» Problem to work on
Repeat each line of the material below exactly as it appears, minus any pictures.

» Information shown
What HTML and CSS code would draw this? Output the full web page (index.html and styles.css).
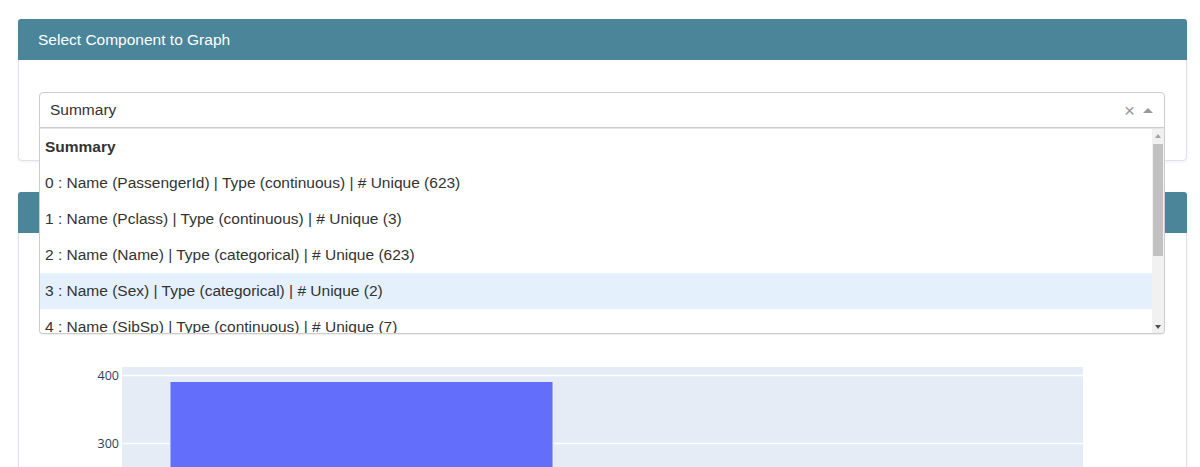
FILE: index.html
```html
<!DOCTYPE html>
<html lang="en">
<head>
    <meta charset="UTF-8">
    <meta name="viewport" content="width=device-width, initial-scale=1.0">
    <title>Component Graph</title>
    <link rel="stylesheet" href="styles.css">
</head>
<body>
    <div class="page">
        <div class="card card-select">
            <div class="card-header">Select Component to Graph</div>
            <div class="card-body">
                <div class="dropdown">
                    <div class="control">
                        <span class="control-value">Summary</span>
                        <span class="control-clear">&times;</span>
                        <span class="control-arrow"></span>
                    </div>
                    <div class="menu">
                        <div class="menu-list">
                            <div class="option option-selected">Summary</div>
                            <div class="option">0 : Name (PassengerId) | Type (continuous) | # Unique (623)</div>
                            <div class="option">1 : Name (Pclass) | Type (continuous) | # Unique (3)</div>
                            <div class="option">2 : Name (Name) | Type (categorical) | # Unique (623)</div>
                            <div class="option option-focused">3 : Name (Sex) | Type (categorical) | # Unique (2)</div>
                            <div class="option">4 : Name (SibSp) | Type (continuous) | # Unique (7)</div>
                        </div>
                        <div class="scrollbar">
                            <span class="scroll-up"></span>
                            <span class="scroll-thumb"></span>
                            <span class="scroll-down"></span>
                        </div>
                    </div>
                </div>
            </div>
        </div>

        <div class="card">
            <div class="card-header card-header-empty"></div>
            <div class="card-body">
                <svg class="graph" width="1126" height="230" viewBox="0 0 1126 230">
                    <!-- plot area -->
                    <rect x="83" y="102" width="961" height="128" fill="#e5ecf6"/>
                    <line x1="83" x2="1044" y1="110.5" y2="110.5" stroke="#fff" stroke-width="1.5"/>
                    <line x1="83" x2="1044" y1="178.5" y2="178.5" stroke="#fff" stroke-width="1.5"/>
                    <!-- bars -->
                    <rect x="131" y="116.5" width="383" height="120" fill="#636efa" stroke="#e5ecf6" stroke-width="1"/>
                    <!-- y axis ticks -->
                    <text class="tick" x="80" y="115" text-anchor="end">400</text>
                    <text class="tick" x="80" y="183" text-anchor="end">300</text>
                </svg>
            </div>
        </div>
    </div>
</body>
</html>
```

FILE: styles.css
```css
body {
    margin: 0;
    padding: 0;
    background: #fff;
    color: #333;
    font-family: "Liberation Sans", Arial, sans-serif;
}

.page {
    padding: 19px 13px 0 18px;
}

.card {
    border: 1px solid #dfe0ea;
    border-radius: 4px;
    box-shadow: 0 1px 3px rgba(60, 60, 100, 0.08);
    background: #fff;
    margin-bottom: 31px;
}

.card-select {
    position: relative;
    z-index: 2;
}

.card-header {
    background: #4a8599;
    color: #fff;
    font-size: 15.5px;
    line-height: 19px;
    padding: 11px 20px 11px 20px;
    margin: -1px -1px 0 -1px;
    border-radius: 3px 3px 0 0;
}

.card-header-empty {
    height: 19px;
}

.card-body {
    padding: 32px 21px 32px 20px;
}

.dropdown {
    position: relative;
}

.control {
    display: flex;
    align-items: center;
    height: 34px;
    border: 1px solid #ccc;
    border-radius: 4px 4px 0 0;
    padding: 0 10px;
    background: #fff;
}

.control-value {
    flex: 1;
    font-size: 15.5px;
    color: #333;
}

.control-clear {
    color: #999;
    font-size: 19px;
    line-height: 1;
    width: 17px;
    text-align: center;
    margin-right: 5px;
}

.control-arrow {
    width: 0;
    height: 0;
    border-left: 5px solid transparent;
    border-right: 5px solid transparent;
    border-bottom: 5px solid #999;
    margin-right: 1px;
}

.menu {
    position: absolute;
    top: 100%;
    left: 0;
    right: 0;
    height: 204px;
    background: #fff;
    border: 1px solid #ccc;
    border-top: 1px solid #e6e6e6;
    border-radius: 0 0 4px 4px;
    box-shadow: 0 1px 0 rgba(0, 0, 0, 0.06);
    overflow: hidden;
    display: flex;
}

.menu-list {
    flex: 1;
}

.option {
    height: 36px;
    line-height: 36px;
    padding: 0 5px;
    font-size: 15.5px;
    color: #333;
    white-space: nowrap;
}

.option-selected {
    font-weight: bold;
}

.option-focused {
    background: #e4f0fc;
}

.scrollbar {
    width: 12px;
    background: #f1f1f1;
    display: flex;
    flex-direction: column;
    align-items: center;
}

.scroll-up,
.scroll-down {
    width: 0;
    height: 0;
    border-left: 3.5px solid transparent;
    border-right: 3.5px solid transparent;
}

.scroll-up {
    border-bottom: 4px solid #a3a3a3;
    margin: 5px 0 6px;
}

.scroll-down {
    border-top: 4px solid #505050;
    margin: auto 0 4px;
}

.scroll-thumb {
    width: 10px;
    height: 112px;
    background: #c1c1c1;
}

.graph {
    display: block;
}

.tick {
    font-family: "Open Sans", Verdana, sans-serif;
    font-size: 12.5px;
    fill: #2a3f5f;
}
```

» Exercise response
What HTML and CSS code would draw this? Output the full web page (index.html and styles.css).
FILE: index.html
```html
<!DOCTYPE html>
<html lang="en">
<head>
    <meta charset="UTF-8">
    <meta name="viewport" content="width=device-width, initial-scale=1.0">
    <title>Component Graph</title>
    <link rel="stylesheet" href="styles.css">
</head>
<body>
    <div class="page">
        <div class="card card-select">
            <div class="card-header">Select Component to Graph</div>
            <div class="card-body">
                <div class="dropdown">
                    <div class="control">
                        <span class="control-value">Summary</span>
                        <span class="control-clear">&times;</span>
                        <span class="control-arrow"></span>
                    </div>
                    <div class="menu">
                        <div class="menu-list">
                            <div class="option option-selected">Summary</div>
                            <div class="option">0 : Name (PassengerId) | Type (continuous) | # Unique (623)</div>
                            <div class="option">1 : Name (Pclass) | Type (continuous) | # Unique (3)</div>
                            <div class="option">2 : Name (Name) | Type (categorical) | # Unique (623)</div>
                            <div class="option option-focused">3 : Name (Sex) | Type (categorical) | # Unique (2)</div>
                            <div class="option">4 : Name (SibSp) | Type (continuous) | # Unique (7)</div>
                        </div>
                        <div class="scrollbar">
                            <span class="scroll-up"></span>
                            <span class="scroll-thumb"></span>
                            <span class="scroll-down"></span>
                        </div>
                    </div>
                </div>
            </div>
        </div>

        <div class="card">
            <div class="card-header card-header-empty"></div>
            <div class="card-body">
                <svg class="graph" width="1126" height="230" viewBox="0 0 1126 230">
                    <!-- plot area -->
                    <rect x="83" y="102" width="961" height="128" fill="#e5ecf6"/>
                    <line x1="83" x2="1044" y1="110.5" y2="110.5" stroke="#fff" stroke-width="1.5"/>
                    <line x1="83" x2="1044" y1="178.5" y2="178.5" stroke="#fff" stroke-width="1.5"/>
                    <!-- bars -->
                    <rect x="131" y="116.5" width="383" height="120" fill="#636efa" stroke="#e5ecf6" stroke-width="1"/>
                    <!-- y axis ticks -->
                    <text class="tick" x="80" y="115" text-anchor="end">400</text>
                    <text class="tick" x="80" y="183" text-anchor="end">300</text>
                </svg>
            </div>
        </div>
    </div>
</body>
</html>
```

FILE: styles.css
```css
body {
    margin: 0;
    padding: 0;
    background: #fff;
    color: #333;
    font-family: "Liberation Sans", Arial, sans-serif;
}

.page {
    padding: 19px 13px 0 18px;
}

.card {
    border: 1px solid #dfe0ea;
    border-radius: 4px;
    box-shadow: 0 1px 3px rgba(60, 60, 100, 0.08);
    background: #fff;
    margin-bottom: 31px;
}

.card-select {
    position: relative;
    z-index: 2;
}

.card-header {
    background: #4a8599;
    color: #fff;
    font-size: 15.5px;
    line-height: 19px;
    padding: 11px 20px 11px 20px;
    margin: -1px -1px 0 -1px;
    border-radius: 3px 3px 0 0;
}

.card-header-empty {
    height: 19px;
}

.card-body {
    padding: 32px 21px 32px 20px;
}

.dropdown {
    position: relative;
}

.control {
    display: flex;
    align-items: center;
    height: 34px;
    border: 1px solid #ccc;
    border-radius: 4px 4px 0 0;
    padding: 0 10px;
    background: #fff;
}

.control-value {
    flex: 1;
    font-size: 15.5px;
    color: #333;
}

.control-clear {
    color: #999;
    font-size: 19px;
    line-height: 1;
    width: 17px;
    text-align: center;
    margin-right: 5px;
}

.control-arrow {
    width: 0;
    height: 0;
    border-left: 5px solid transparent;
    border-right: 5px solid transparent;
    border-bottom: 5px solid #999;
    margin-right: 1px;
}

.menu {
    position: absolute;
    top: 100%;
    left: 0;
    right: 0;
    height: 204px;
    background: #fff;
    border: 1px solid #ccc;
    border-top: 1px solid #e6e6e6;
    border-radius: 0 0 4px 4px;
    box-shadow: 0 1px 0 rgba(0, 0, 0, 0.06);
    overflow: hidden;
    display: flex;
}

.menu-list {
    flex: 1;
}

.option {
    height: 36px;
    line-height: 36px;
    padding: 0 5px;
    font-size: 15.5px;
    color: #333;
    white-space: nowrap;
}

.option-selected {
    font-weight: bold;
}

.option-focused {
    background: #e4f0fc;
}

.scrollbar {
    width: 12px;
    background: #f1f1f1;
    display: flex;
    flex-direction: column;
    align-items: center;
}

.scroll-up,
.scroll-down {
    width: 0;
    height: 0;
    border-left: 3.5px solid transparent;
    border-right: 3.5px solid transparent;
}

.scroll-up {
    border-bottom: 4px solid #a3a3a3;
    margin: 5px 0 6px;
}

.scroll-down {
    border-top: 4px solid #505050;
    margin: auto 0 4px;
}

.scroll-thumb {
    width: 10px;
    height: 112px;
    background: #c1c1c1;
}

.graph {
    display: block;
}

.tick {
    font-family: "Open Sans", Verdana, sans-serif;
    font-size: 12.5px;
    fill: #2a3f5f;
}
```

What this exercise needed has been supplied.